● **REQUEST**:
Without the pictures, repeat the listing character for character.

● **STORED DATA**:
========================================================================

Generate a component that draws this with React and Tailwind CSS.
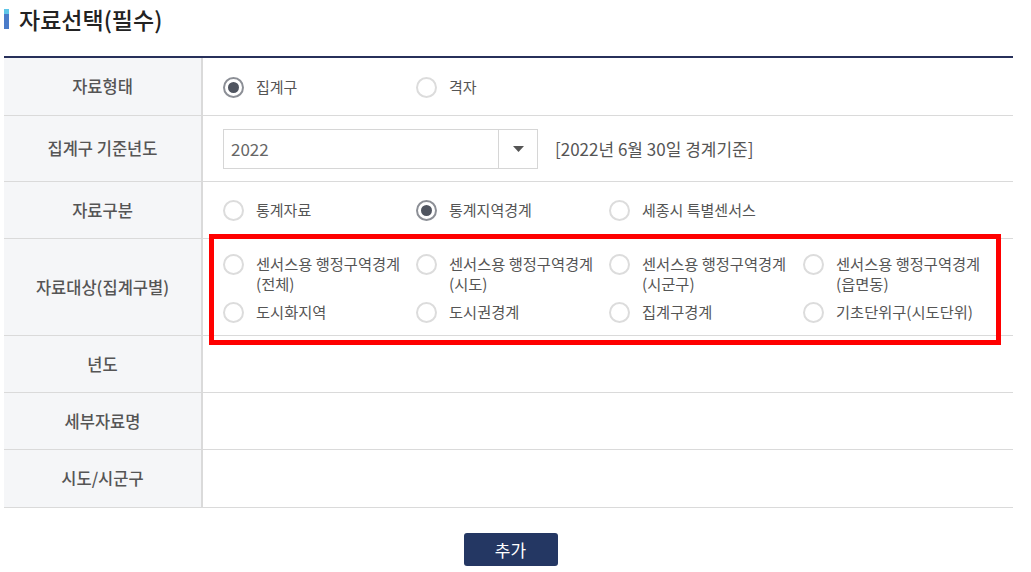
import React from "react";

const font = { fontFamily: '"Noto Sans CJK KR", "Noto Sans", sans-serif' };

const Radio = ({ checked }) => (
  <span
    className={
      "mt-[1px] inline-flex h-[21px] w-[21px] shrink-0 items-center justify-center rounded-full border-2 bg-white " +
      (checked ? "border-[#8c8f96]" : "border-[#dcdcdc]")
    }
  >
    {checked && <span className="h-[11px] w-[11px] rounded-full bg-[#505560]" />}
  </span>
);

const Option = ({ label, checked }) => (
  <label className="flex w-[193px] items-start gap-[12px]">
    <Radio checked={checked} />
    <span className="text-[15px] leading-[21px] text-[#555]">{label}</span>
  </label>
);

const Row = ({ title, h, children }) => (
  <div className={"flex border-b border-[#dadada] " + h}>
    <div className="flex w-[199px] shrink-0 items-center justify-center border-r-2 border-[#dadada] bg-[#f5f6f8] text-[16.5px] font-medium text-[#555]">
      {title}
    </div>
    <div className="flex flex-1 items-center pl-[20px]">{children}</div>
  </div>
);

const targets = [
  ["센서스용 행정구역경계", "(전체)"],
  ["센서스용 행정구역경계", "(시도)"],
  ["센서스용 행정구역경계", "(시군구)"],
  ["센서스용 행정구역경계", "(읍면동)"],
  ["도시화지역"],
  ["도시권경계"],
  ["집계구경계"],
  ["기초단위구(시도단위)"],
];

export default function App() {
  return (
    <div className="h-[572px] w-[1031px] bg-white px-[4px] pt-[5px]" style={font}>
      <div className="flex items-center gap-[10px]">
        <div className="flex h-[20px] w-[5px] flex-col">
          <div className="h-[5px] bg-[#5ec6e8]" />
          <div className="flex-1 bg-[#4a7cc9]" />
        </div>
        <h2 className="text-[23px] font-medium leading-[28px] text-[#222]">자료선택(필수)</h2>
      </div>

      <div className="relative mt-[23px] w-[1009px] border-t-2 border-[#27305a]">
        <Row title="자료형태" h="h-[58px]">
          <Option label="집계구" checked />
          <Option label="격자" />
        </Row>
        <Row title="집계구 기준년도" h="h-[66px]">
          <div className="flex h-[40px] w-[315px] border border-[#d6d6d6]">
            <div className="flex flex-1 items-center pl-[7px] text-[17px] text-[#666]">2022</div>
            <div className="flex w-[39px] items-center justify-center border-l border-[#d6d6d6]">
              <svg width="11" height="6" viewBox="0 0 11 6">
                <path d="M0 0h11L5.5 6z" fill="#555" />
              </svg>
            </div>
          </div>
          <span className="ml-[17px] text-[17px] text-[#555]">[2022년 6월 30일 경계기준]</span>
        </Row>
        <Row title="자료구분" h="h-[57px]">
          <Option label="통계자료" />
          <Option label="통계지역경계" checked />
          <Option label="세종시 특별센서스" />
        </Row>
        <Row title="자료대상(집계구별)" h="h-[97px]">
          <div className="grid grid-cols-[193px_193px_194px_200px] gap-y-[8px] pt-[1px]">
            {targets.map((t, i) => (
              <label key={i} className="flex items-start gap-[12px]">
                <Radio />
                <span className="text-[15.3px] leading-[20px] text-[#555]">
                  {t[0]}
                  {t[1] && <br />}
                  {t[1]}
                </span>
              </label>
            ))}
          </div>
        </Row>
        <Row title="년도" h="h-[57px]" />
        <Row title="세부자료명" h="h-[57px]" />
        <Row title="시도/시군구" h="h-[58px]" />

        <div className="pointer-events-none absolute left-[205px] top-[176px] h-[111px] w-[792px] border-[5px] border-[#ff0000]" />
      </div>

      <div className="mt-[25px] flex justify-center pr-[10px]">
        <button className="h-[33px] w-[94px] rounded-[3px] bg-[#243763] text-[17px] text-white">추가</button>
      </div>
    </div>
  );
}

========================================================================

● **THE ANSWER**:
Generate a component that draws this with React and Tailwind CSS.
import React from "react";

const font = { fontFamily: '"Noto Sans CJK KR", "Noto Sans", sans-serif' };

const Radio = ({ checked }) => (
  <span
    className={
      "mt-[1px] inline-flex h-[21px] w-[21px] shrink-0 items-center justify-center rounded-full border-2 bg-white " +
      (checked ? "border-[#8c8f96]" : "border-[#dcdcdc]")
    }
  >
    {checked && <span className="h-[11px] w-[11px] rounded-full bg-[#505560]" />}
  </span>
);

const Option = ({ label, checked }) => (
  <label className="flex w-[193px] items-start gap-[12px]">
    <Radio checked={checked} />
    <span className="text-[15px] leading-[21px] text-[#555]">{label}</span>
  </label>
);

const Row = ({ title, h, children }) => (
  <div className={"flex border-b border-[#dadada] " + h}>
    <div className="flex w-[199px] shrink-0 items-center justify-center border-r-2 border-[#dadada] bg-[#f5f6f8] text-[16.5px] font-medium text-[#555]">
      {title}
    </div>
    <div className="flex flex-1 items-center pl-[20px]">{children}</div>
  </div>
);

const targets = [
  ["센서스용 행정구역경계", "(전체)"],
  ["센서스용 행정구역경계", "(시도)"],
  ["센서스용 행정구역경계", "(시군구)"],
  ["센서스용 행정구역경계", "(읍면동)"],
  ["도시화지역"],
  ["도시권경계"],
  ["집계구경계"],
  ["기초단위구(시도단위)"],
];

export default function App() {
  return (
    <div className="h-[572px] w-[1031px] bg-white px-[4px] pt-[5px]" style={font}>
      <div className="flex items-center gap-[10px]">
        <div className="flex h-[20px] w-[5px] flex-col">
          <div className="h-[5px] bg-[#5ec6e8]" />
          <div className="flex-1 bg-[#4a7cc9]" />
        </div>
        <h2 className="text-[23px] font-medium leading-[28px] text-[#222]">자료선택(필수)</h2>
      </div>

      <div className="relative mt-[23px] w-[1009px] border-t-2 border-[#27305a]">
        <Row title="자료형태" h="h-[58px]">
          <Option label="집계구" checked />
          <Option label="격자" />
        </Row>
        <Row title="집계구 기준년도" h="h-[66px]">
          <div className="flex h-[40px] w-[315px] border border-[#d6d6d6]">
            <div className="flex flex-1 items-center pl-[7px] text-[17px] text-[#666]">2022</div>
            <div className="flex w-[39px] items-center justify-center border-l border-[#d6d6d6]">
              <svg width="11" height="6" viewBox="0 0 11 6">
                <path d="M0 0h11L5.5 6z" fill="#555" />
              </svg>
            </div>
          </div>
          <span className="ml-[17px] text-[17px] text-[#555]">[2022년 6월 30일 경계기준]</span>
        </Row>
        <Row title="자료구분" h="h-[57px]">
          <Option label="통계자료" />
          <Option label="통계지역경계" checked />
          <Option label="세종시 특별센서스" />
        </Row>
        <Row title="자료대상(집계구별)" h="h-[97px]">
          <div className="grid grid-cols-[193px_193px_194px_200px] gap-y-[8px] pt-[1px]">
            {targets.map((t, i) => (
              <label key={i} className="flex items-start gap-[12px]">
                <Radio />
                <span className="text-[15.3px] leading-[20px] text-[#555]">
                  {t[0]}
                  {t[1] && <br />}
                  {t[1]}
                </span>
              </label>
            ))}
          </div>
        </Row>
        <Row title="년도" h="h-[57px]" />
        <Row title="세부자료명" h="h-[57px]" />
        <Row title="시도/시군구" h="h-[58px]" />

        <div className="pointer-events-none absolute left-[205px] top-[176px] h-[111px] w-[792px] border-[5px] border-[#ff0000]" />
      </div>

      <div className="mt-[25px] flex justify-center pr-[10px]">
        <button className="h-[33px] w-[94px] rounded-[3px] bg-[#243763] text-[17px] text-white">추가</button>
      </div>
    </div>
  );
}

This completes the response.